Du côté de la production d’endives, les pousses sont livrées en big bags d’une tonne. Un lève-palette permet d’en faire basculer le contenu petit à petit dans des bacs posés sur une table à roulettes. Les salariés n’ont plus qu’à guider cette dernière jusqu’aux postes de tri : les bonnes pousses sont conservées tandis que celles qui ne sont pas viables sont mises au rebut dans des bacs posés au sol. « Lorsqu’ils sont vides, en les positionnant à la verticale, les contenants dédiés aux déchets servent de support pour trier les pousses à hauteur, indique Raymond Bykoukous. Si cela permet de réduire les postures contraignantes sans exposer les équipes à un autre risque, comme c’est le cas ici, il n’y a pas de raison de se priver de ce type de solution de bon sens. »

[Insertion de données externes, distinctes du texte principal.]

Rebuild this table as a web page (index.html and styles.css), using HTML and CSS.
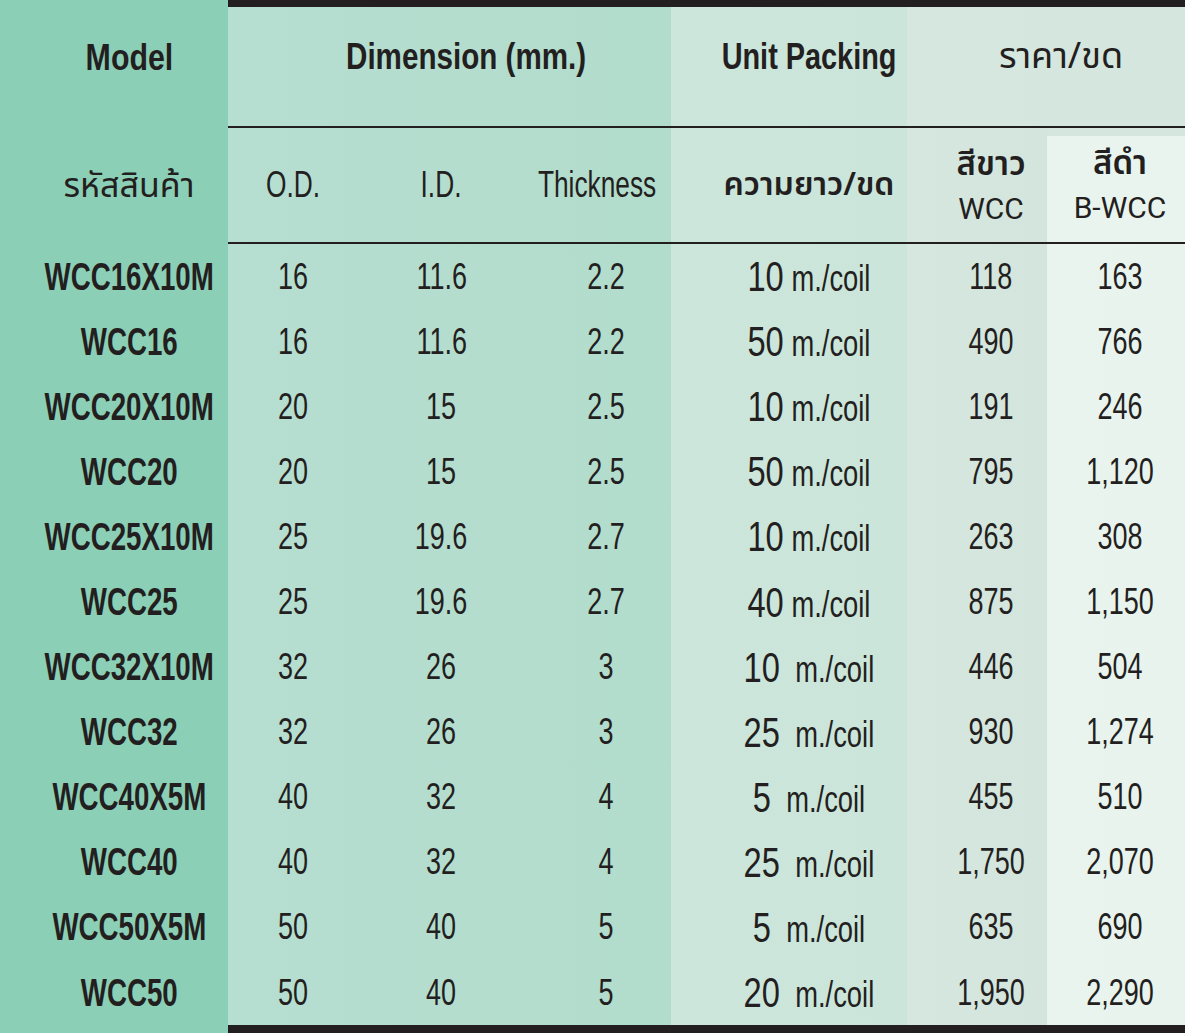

LA CAVERNE CHANGE LE QUARTIER

Dans ses quatre fermes urbaines, Cycloponics emploie plus de 25 personnes durant la haute saison d’octobre à mai et une quinzaine en été. 40 % des salariés sont en CDI mais les CDD saisonniers reviennent à 90 % d’une année sur l’autre. À La Caverne, l’effectif varie entre 9 et 15 personnes qui produisent en moyenne 250 kg de champignons et autant d’endives par semaine. Les clients, livrés à l’aide de véhicules électriques – utilitaires ou vélos cargos –, sont des restaurateurs, des épiciers, des grossistes et très minoritairement des particuliers. « Le surplus de production est offert aux voisins et nous menons des campagnes de recrutement très locales. Participer à la vie du quartier est important pour nous, explique Salim Djaballah, le responsable administratif et financier. Quand nous avons pris possession du parking, c’était un endroit peu recommandable. Nos voisins nous disent que l’ambiance a radicalement changé depuis que nous sommes là. »

Pour empêcher la photosynthèse et préserver la couleur blanche de leurs feuilles, les endives doivent pousser à l’abri de la lumière. Dans les champs, ce sont généralement des bâches qui les protègent. Ici, les salles de culture plongées dans le noir imposent aux salariés d’y intervenir équipés de lampes frontales. Pour prévenir les chutes de hauteur, dont le risque est amplifié par l’obscurité ambiante, l’escabeau précédemment utilisé pour atteindre les niveaux les plus élevés des étagères sur lesquelles s’épanouissent les endives a été remplacé par une plate-forme individuelle roulante légère. Avec ses garde-corps, son portillon et ses roulettes, elle répond aux spécificités définies en commun avec les acteurs de prévention du régime général dans le cadre de la campagne « Travaux en hauteur, pas droit à l’erreur », et a ainsi pu être financée par la MSA.

Les déchets produits par La Caverne (pousses non viables, racines, substrat…) sont palettisés dans des caisses et évacués par un engin jusqu’à un conteneur extérieur dans lequel ils sont jetés à la main. Dans l’objectif de supprimer ces manutentions, des bennes basculantes ont été testées dans le second parking parisien converti par Cycloponics. Baptisé Le Terrier, il est pour sa part dédié à la culture de champignons de Paris, qui n’ont jamais aussi bien porté leur nom.

S’adapter au milieu

« Nous avons retenu un modèle robuste et compact qui facilite les manœuvres dans nos locaux plutôt exigus. Nos chariots ont d’ailleurs subi des transformations pour en ajuster la hauteur à nos deux mètres sous plafond, explique Nicolas Garnier, le responsable du Terrier. Pour parfaire le dispositif, il faudra également équiper les chariots de nouvelles fourches plus courtes. Parfaitement adaptées aux bennes basculantes, elles nous feront encore gagner en maniabilité, empêcheront les vibrations et stabiliseront les engins. » Autre enseignement de la campagne d’essais, la nécessité d’être deux pour jeter les déchets. Comme l’opération se déroule en milieu urbain très fréquenté, le premier conduit le chariot tandis que son collègue surveille la circulation et donne des indications pour la manœuvre.

Dans un secteur en développement qui voit régulièrement disparaître des entreprises tout juste créées, Cycloponics a su pérenniser son activité en s’appuyant notamment sur une démarche continue d’amélioration des conditions de travail. À la lumière des résultats obtenus, l’entreprise semble bien partie pour rendre ses exploitations toujours plus sûres pour ses équipes.

RAGRÉAGE EN VUE

La rampe d’accès en arc de cercle qui conduit à La Caverne n’était pas adaptée au passage des chariots de levage et des engins tractant des remorques. Le muret d’une vingtaine de centimètres de hauteur qui la séparait en deux voies de circulation, l’une montante et l’autre descendante, a donc été détruit pour faciliter les manœuvres. Malheureusement, les stigmates laissés dans le revêtement du sol par l’opération sont autant de pièges qui peuvent bloquer les roues des tire-palettes électriques. Un salarié s’est d’ailleurs blessé en dégageant le matériel. Pour que ce type d’accident ne se reproduise plus, un ragréage, financé par la MSA, est prévu avant l’été.